▶ EXERCISE GOAL:
Word for word, copy all the data and drop the pictures.

· · ·

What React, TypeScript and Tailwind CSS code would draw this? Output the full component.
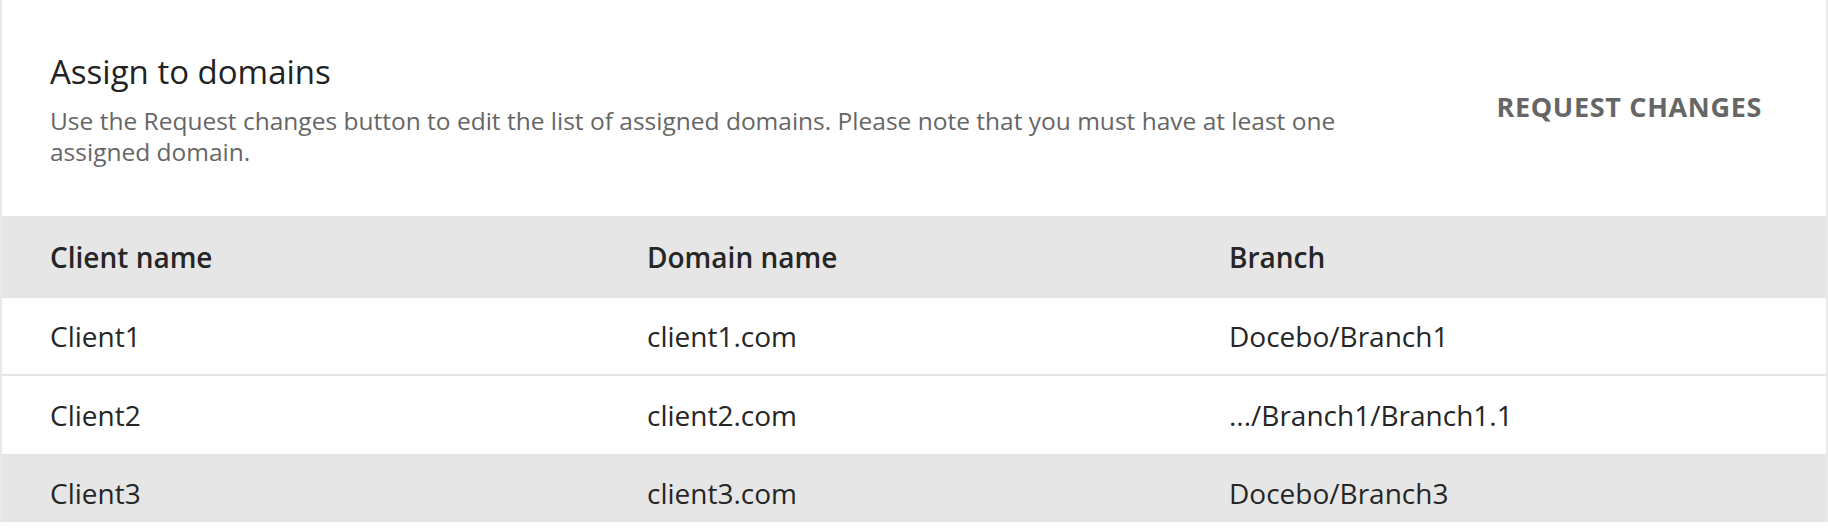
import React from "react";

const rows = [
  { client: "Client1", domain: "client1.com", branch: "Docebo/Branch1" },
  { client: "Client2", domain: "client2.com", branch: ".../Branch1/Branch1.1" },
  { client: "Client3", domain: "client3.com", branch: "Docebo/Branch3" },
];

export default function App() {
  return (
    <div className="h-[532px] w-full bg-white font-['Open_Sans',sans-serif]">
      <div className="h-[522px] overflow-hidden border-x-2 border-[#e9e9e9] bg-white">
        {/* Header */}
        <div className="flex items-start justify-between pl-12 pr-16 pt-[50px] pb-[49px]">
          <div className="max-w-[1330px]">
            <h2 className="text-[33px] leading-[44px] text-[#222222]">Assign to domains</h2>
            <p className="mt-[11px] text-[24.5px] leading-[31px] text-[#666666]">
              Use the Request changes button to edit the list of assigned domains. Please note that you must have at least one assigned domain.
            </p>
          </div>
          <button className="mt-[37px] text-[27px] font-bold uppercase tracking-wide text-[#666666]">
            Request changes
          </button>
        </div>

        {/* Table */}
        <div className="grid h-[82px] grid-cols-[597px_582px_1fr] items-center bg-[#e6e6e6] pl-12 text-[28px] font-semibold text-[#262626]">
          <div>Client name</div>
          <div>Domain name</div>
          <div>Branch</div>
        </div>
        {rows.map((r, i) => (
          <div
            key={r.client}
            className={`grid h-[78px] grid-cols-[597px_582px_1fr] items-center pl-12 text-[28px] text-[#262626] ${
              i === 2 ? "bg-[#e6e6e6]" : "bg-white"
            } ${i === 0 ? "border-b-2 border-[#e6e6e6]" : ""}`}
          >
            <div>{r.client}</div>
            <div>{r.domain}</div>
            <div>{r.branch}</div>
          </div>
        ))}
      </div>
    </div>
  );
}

· · ·

▶ SOLUTION FOR THIS EXERCISE:
What React, TypeScript and Tailwind CSS code would draw this? Output the full component.
import React from "react";

const rows = [
  { client: "Client1", domain: "client1.com", branch: "Docebo/Branch1" },
  { client: "Client2", domain: "client2.com", branch: ".../Branch1/Branch1.1" },
  { client: "Client3", domain: "client3.com", branch: "Docebo/Branch3" },
];

export default function App() {
  return (
    <div className="h-[532px] w-full bg-white font-['Open_Sans',sans-serif]">
      <div className="h-[522px] overflow-hidden border-x-2 border-[#e9e9e9] bg-white">
        {/* Header */}
        <div className="flex items-start justify-between pl-12 pr-16 pt-[50px] pb-[49px]">
          <div className="max-w-[1330px]">
            <h2 className="text-[33px] leading-[44px] text-[#222222]">Assign to domains</h2>
            <p className="mt-[11px] text-[24.5px] leading-[31px] text-[#666666]">
              Use the Request changes button to edit the list of assigned domains. Please note that you must have at least one assigned domain.
            </p>
          </div>
          <button className="mt-[37px] text-[27px] font-bold uppercase tracking-wide text-[#666666]">
            Request changes
          </button>
        </div>

        {/* Table */}
        <div className="grid h-[82px] grid-cols-[597px_582px_1fr] items-center bg-[#e6e6e6] pl-12 text-[28px] font-semibold text-[#262626]">
          <div>Client name</div>
          <div>Domain name</div>
          <div>Branch</div>
        </div>
        {rows.map((r, i) => (
          <div
            key={r.client}
            className={`grid h-[78px] grid-cols-[597px_582px_1fr] items-center pl-12 text-[28px] text-[#262626] ${
              i === 2 ? "bg-[#e6e6e6]" : "bg-white"
            } ${i === 0 ? "border-b-2 border-[#e6e6e6]" : ""}`}
          >
            <div>{r.client}</div>
            <div>{r.domain}</div>
            <div>{r.branch}</div>
          </div>
        ))}
      </div>
    </div>
  );
}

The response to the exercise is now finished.